---------- DATA PROVIDED

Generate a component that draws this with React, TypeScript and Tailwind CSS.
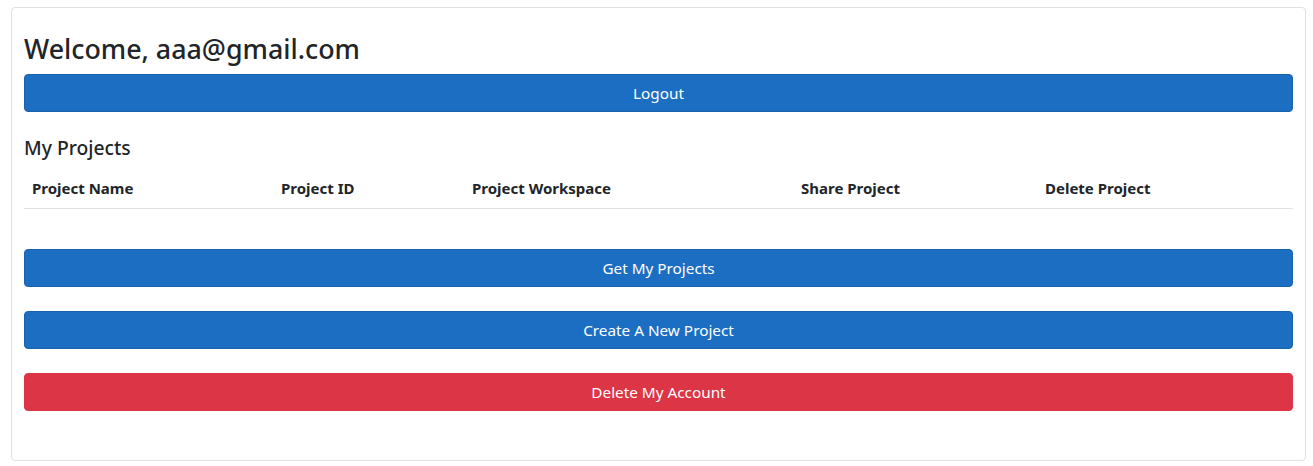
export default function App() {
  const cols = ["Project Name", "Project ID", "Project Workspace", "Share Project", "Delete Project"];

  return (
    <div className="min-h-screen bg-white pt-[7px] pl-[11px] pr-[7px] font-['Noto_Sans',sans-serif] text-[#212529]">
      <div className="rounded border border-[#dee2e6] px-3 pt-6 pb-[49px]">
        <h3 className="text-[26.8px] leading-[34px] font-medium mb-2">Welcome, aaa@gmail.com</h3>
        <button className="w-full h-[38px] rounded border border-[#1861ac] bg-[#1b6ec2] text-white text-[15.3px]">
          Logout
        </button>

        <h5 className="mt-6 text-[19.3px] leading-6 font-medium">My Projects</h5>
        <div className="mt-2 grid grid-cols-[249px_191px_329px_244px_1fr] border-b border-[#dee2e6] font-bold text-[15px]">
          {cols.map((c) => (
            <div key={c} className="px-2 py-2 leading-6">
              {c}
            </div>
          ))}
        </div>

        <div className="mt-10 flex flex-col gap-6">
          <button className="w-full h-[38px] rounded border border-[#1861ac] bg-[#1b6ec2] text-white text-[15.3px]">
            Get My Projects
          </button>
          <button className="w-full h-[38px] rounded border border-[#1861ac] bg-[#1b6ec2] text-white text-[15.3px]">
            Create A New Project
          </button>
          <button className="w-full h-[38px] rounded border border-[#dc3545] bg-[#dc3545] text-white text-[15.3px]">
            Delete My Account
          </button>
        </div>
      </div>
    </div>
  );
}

--------------------
---------- DATA PROVIDED

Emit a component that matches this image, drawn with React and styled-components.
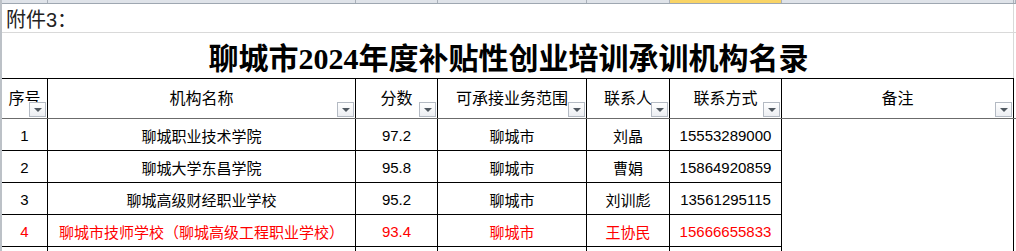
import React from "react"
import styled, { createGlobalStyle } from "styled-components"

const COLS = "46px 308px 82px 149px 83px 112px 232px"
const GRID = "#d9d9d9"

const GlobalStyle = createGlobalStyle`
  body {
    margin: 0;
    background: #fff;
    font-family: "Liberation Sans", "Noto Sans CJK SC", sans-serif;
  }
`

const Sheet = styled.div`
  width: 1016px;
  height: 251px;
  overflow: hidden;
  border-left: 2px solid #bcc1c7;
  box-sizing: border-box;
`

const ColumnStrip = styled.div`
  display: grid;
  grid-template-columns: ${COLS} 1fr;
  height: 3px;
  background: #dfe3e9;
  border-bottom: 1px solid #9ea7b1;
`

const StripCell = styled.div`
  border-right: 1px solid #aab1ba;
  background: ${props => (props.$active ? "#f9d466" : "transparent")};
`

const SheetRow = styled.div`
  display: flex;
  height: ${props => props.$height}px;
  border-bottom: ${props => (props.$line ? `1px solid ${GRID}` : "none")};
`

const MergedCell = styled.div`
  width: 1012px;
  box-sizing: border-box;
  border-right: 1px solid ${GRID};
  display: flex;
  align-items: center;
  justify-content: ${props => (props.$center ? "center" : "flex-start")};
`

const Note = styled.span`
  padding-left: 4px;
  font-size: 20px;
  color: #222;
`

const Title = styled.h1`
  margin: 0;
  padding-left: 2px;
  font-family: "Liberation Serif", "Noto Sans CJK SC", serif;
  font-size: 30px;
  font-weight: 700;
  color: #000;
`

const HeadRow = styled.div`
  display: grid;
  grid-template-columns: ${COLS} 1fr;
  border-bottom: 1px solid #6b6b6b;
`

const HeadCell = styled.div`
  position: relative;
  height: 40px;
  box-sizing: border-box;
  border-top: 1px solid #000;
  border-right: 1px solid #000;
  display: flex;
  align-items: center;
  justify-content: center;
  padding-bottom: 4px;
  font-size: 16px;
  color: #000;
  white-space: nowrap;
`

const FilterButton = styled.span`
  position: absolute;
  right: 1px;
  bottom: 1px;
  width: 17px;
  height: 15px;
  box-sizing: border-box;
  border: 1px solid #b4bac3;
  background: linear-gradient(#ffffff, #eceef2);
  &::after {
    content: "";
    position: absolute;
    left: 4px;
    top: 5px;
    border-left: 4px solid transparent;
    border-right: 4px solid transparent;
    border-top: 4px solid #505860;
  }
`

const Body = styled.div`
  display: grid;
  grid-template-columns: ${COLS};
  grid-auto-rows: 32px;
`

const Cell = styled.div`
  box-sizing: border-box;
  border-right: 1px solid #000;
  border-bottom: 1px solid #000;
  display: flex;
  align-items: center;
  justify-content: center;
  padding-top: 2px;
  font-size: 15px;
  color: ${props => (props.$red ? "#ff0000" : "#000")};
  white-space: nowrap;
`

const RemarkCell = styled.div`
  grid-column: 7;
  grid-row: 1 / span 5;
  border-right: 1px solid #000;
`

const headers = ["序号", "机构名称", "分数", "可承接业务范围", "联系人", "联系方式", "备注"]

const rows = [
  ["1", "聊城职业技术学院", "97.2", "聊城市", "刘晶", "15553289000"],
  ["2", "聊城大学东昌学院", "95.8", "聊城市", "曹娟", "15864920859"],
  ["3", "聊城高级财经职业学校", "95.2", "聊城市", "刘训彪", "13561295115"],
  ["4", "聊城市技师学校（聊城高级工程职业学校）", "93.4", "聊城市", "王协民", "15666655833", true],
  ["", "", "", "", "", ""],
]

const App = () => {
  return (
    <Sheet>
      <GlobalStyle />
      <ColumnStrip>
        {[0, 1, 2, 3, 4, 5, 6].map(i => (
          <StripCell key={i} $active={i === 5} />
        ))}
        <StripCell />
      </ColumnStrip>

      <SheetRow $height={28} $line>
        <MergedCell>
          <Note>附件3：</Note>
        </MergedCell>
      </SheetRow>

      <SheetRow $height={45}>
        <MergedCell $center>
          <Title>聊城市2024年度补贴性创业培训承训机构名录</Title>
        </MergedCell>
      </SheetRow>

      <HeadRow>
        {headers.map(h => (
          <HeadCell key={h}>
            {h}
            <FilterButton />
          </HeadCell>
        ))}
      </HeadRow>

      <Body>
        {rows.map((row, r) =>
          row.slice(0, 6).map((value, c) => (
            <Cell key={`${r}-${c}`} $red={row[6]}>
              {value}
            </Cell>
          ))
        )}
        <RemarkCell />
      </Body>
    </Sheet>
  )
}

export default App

--------------------

◆ **DESCRIPTION OF THE TASK**: Exactly how many lines of the material contain the word "with"? Write the number alone.

◆ **WORKED ANSWER**: 2